心は男なのに… 苦しみに気付けずごめん 望む人生、応援してよかった 娘から息子になったわが子への思い(2024年6月16日『中国新聞』)

キャプチャ
幼い頃の理壱さんの写真を見つめる女性
 あれは9年前の夏。更新したばかりの運転免許証を手に、わが子は突き抜けたような笑顔を見せた。広島県廿日市市の女性(67)は、喜びいっぱいのその姿が今も忘れられない。名前の欄は「川本絵理」から「川本理壱(りいち)」に書き換えられていた。いろんな思いがこみ上げた。ああ、この子はこんなにも変わりたかったんだ。新しい生き方を応援したのは、間違いじゃなかった―。
 理壱さん(33)は長男、長女に次ぐ第3子。
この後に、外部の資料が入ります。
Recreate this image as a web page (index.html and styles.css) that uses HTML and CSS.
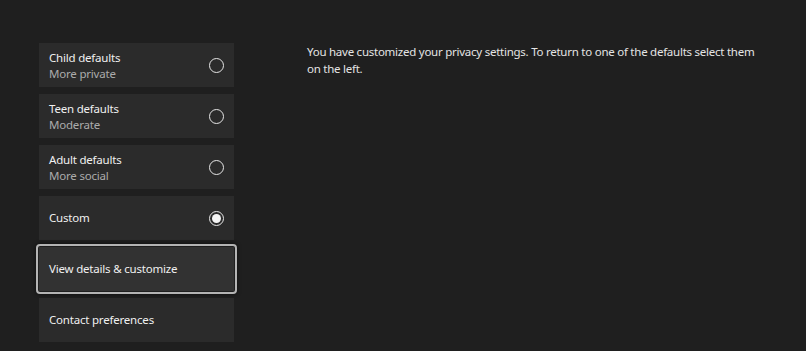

25歳の時に性別適合手術を受けるまでは、一家の末娘だった。幼い頃からやんちゃで、男の子と外で遊ぶのが大好き。ズボンばかりはきたがったが、女性にはさほど気にならなかった。友達を家に連れてくることも多く、小学校生活も順調そうに見えた。
 「あれ?」と思い始めたのは少し後。生理が始まっていてもおかしくないはずなのに、何も言ってこない。相変わらず、制服以外はズボン一辺倒。かわいい下着も嫌がった。春先には「今日だけだから」と学校を休んだ。いつも健康診断の日と重なっていた。
 時折、いつもの笑顔が消える。心が不安定なのか、隣に寝たがる夜もあった。高校時代、腕の傷跡を見つけた時はぞっとした。「自傷行為は許さない」と諭したが、訳を聞いてもはぐらかされた。だからある時、意を決して水を向けたのだ。「ねえ、本当は男の子になりたいんじゃないの?」。返ってきたのは「違うよ」の一言だった。もう、何も聞けなかった。
 「私、どこかでほっとしたのかもしれません」と女性は言う。女の子らしい部分を探してしまう自分もいた。あの子、洗濯や掃除が好きだもの。きっと気のせいよ、と。
 地元の大学に通わせた4年間はむしろ、就職のことが気になった。「公務員になる」と言うが、バイトざんまいの毎日。理由を知らされたのは卒業後だった。ある朝、枕元に手紙を見つけた。「社会に出る前に男になります」。手術費用をためていたらしい。
 「母親が味方にならないでどうする?」。自らに言い聞かせ、真っ先に長男、長女に電話した。どうしたって親は先に逝く。あの子を守ってやってほしかった。なのに自分自身も動揺していたらしい。話しながら泣けてきた。「あやふやに産んじゃった。苦しみに気付いてやれなかった」。すると、いつもは無口な長男が言ってくれた。「母さんのせいじゃない。大丈夫。僕らがいるから」
 ただ、しばらくは乳房や子宮をなくす手術に賛同していいのか、迷いがあった。だから通院には付き添った。待合室では、わが子と同じ悩みを持つ人を多く見た。医師からもさまざまな話を聞いた。生きづらさを誰にも分かってもらえないまま、自死してしまう人もいるらしい。「次第に心は固まりました」
 夫は最後まで渋った。改名後も「絵理壱(えりいち)」と呼んだのは、彼なりの意地だったのか。3年前にがんで入院し、わずか3カ月後に逝ってしまった。傷心を癒やしてくれたのも理壱さんだ。夫の死から1年後、結婚すると聞いた時は本当にうれしかった。
 カミングアウトから10年。「この子の母親で良かった」と女性は言う。思えば、子どもの頃から人の悪口を決して言わなかった。きっと、否定されるつらさを誰より知っているから。優しいだけじゃない。望む人生をつかみ取る強さも見せてくれた。「いろいろあったけれど、家族の絆も強くしてくれた気がします」
 昨年、理壱さん夫妻と暮らし始めた。わが子の第二の人生を、近くで見守る幸せ。今、かみしめる。